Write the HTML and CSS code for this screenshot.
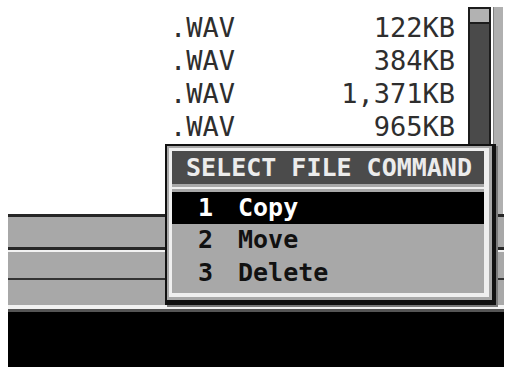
FILE: index.html
```html
<!DOCTYPE html>
<html>
<head>
<meta charset="utf-8">
<link rel="stylesheet" href="styles.css">
</head>
<body>
<div class="screen">
  <div class="top">
    <div class="list">
      <div class="row"><span>.WAV</span><span>122KB</span></div>
      <div class="row"><span>.WAV</span><span>384KB</span></div>
      <div class="row"><span>.WAV</span><span>1,371KB</span></div>
      <div class="row"><span>.WAV</span><span>965KB</span></div>
    </div>
    <div class="scroll"><div class="thumb"></div></div>
    <div class="rail"></div>
  </div>
  <div class="panel">
    <div class="prow p1"></div>
    <div class="prow p2"></div>
    <div class="prow p3"></div>
  </div>
  <div class="footer"></div>

  <div class="popup">
    <div class="inner">
      <div class="title">SELECT FILE COMMAND</div>
      <div class="sep"></div>
      <div class="item selected"><span class="num">1</span><span class="name">Copy</span></div>
      <div class="item"><span class="num">2</span><span class="name">Move</span></div>
      <div class="item last"><span class="num">3</span><span class="name">Delete</span></div>
    </div>
  </div>
</div>
</body>
</html>
```

FILE: styles.css
```css
* { box-sizing: border-box; }
html, body { margin: 0; padding: 0; background: #fff; overflow: hidden; }

.screen {
  position: relative;
  margin-left: 8px;
  width: 496px;
  height: 367px;
}

.top {
  display: flex;
  height: 214px;
}

.list {
  flex: 1;
  padding: 11px 13px 0 162px;
  font-family: "DejaVu Sans Mono", monospace;
  font-size: 27px;
  line-height: 33px;
  color: #2e2e2e;
}

.row {
  display: flex;
  justify-content: space-between;
}

.scroll {
  width: 23px;
  margin-top: 7px;
  border: 2px solid #1c1c1c;
  border-bottom: none;
  background: #4a4a4a;
}

.thumb {
  height: 15px;
  background: #b2b2b2;
  border-bottom: 2px solid #1c1c1c;
}

.rail {
  width: 10px;
  margin: 7px 1px 0 2px;
  background: #b0b0b0;
  border-left: 1px solid #808080;
}

.panel {
  height: 98px;
  background: #a8a8a8;
}

.prow { background: #a8a8a8; }
.p1 { height: 33px; border-top: 3px solid #262626; }
.p2 { height: 31px; border-top: 3px solid #262626; box-shadow: inset 0 2px 0 #f2f2f2; }
.p3 { height: 34px; border-top: 2px solid #333; border-bottom: 3px solid #555; box-shadow: inset 0 -4px 0 #f2f2f2; }

.footer {
  height: 55px;
  background: #000;
}

.popup {
  position: absolute;
  left: 157px;
  top: 144px;
  width: 331px;
  background: #a8a8a8;
  border: 2px solid #111;
  border-right-width: 4px;
  border-bottom-width: 5px;
  padding: 2px 3px 3px 2px;
  box-shadow: 2px 2px 0 #7a7a7a;
  font-family: "DejaVu Sans Mono", monospace;
  font-weight: bold;
  font-size: 25px;
}

.inner {
  border: 3px solid #efefef;
  border-right-width: 5px;
  border-bottom-width: 4px;
  padding-bottom: 3px;
}

.title {
  height: 33px;
  line-height: 33px;
  background: #4b4b4b;
  color: #ececec;
  padding-left: 14px;
  white-space: nowrap;
}

.sep {
  height: 2px;
  margin: 3px 0;
  background: #efefef;
}

.item {
  display: flex;
  height: 33px;
  line-height: 32px;
  padding-left: 26px;
  color: #111;
}

.item.selected {
  height: 32px;
  background: #000;
  color: #fff;
}

.num { width: 15px; }
.name { margin-left: 25px; }
```
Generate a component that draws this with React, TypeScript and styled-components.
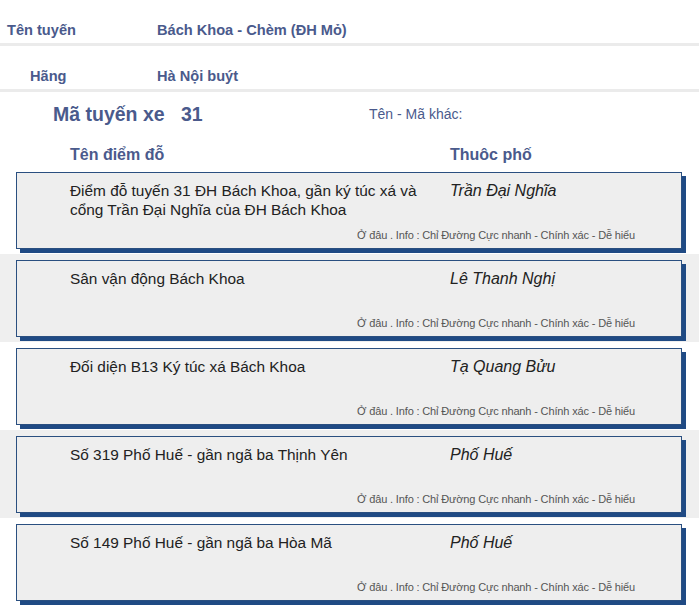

════════

Given instruction. Set each line of the records down exactly, leaving every picture out.

Task solution.
Write the HTML and CSS code for this screenshot.
FILE: index.html
```html
<!DOCTYPE html>
<html>
<head>
<meta charset="utf-8">
<link rel="stylesheet" href="styles.css">
</head>
<body>
<div class="screen">
  <div class="top">
    <div class="list">
      <div class="row"><span>.WAV</span><span>122KB</span></div>
      <div class="row"><span>.WAV</span><span>384KB</span></div>
      <div class="row"><span>.WAV</span><span>1,371KB</span></div>
      <div class="row"><span>.WAV</span><span>965KB</span></div>
    </div>
    <div class="scroll"><div class="thumb"></div></div>
    <div class="rail"></div>
  </div>
  <div class="panel">
    <div class="prow p1"></div>
    <div class="prow p2"></div>
    <div class="prow p3"></div>
  </div>
  <div class="footer"></div>

  <div class="popup">
    <div class="inner">
      <div class="title">SELECT FILE COMMAND</div>
      <div class="sep"></div>
      <div class="item selected"><span class="num">1</span><span class="name">Copy</span></div>
      <div class="item"><span class="num">2</span><span class="name">Move</span></div>
      <div class="item last"><span class="num">3</span><span class="name">Delete</span></div>
    </div>
  </div>
</div>
</body>
</html>
```

FILE: styles.css
```css
* { box-sizing: border-box; }
html, body { margin: 0; padding: 0; background: #fff; overflow: hidden; }

.screen {
  position: relative;
  margin-left: 8px;
  width: 496px;
  height: 367px;
}

.top {
  display: flex;
  height: 214px;
}

.list {
  flex: 1;
  padding: 11px 13px 0 162px;
  font-family: "DejaVu Sans Mono", monospace;
  font-size: 27px;
  line-height: 33px;
  color: #2e2e2e;
}

.row {
  display: flex;
  justify-content: space-between;
}

.scroll {
  width: 23px;
  margin-top: 7px;
  border: 2px solid #1c1c1c;
  border-bottom: none;
  background: #4a4a4a;
}

.thumb {
  height: 15px;
  background: #b2b2b2;
  border-bottom: 2px solid #1c1c1c;
}

.rail {
  width: 10px;
  margin: 7px 1px 0 2px;
  background: #b0b0b0;
  border-left: 1px solid #808080;
}

.panel {
  height: 98px;
  background: #a8a8a8;
}

.prow { background: #a8a8a8; }
.p1 { height: 33px; border-top: 3px solid #262626; }
.p2 { height: 31px; border-top: 3px solid #262626; box-shadow: inset 0 2px 0 #f2f2f2; }
.p3 { height: 34px; border-top: 2px solid #333; border-bottom: 3px solid #555; box-shadow: inset 0 -4px 0 #f2f2f2; }

.footer {
  height: 55px;
  background: #000;
}

.popup {
  position: absolute;
  left: 157px;
  top: 144px;
  width: 331px;
  background: #a8a8a8;
  border: 2px solid #111;
  border-right-width: 4px;
  border-bottom-width: 5px;
  padding: 2px 3px 3px 2px;
  box-shadow: 2px 2px 0 #7a7a7a;
  font-family: "DejaVu Sans Mono", monospace;
  font-weight: bold;
  font-size: 25px;
}

.inner {
  border: 3px solid #efefef;
  border-right-width: 5px;
  border-bottom-width: 4px;
  padding-bottom: 3px;
}

.title {
  height: 33px;
  line-height: 33px;
  background: #4b4b4b;
  color: #ececec;
  padding-left: 14px;
  white-space: nowrap;
}

.sep {
  height: 2px;
  margin: 3px 0;
  background: #efefef;
}

.item {
  display: flex;
  height: 33px;
  line-height: 32px;
  padding-left: 26px;
  color: #111;
}

.item.selected {
  height: 32px;
  background: #000;
  color: #fff;
}

.num { width: 15px; }
.name { margin-left: 25px; }
```
Generate a component that draws this with React, TypeScript and styled-components.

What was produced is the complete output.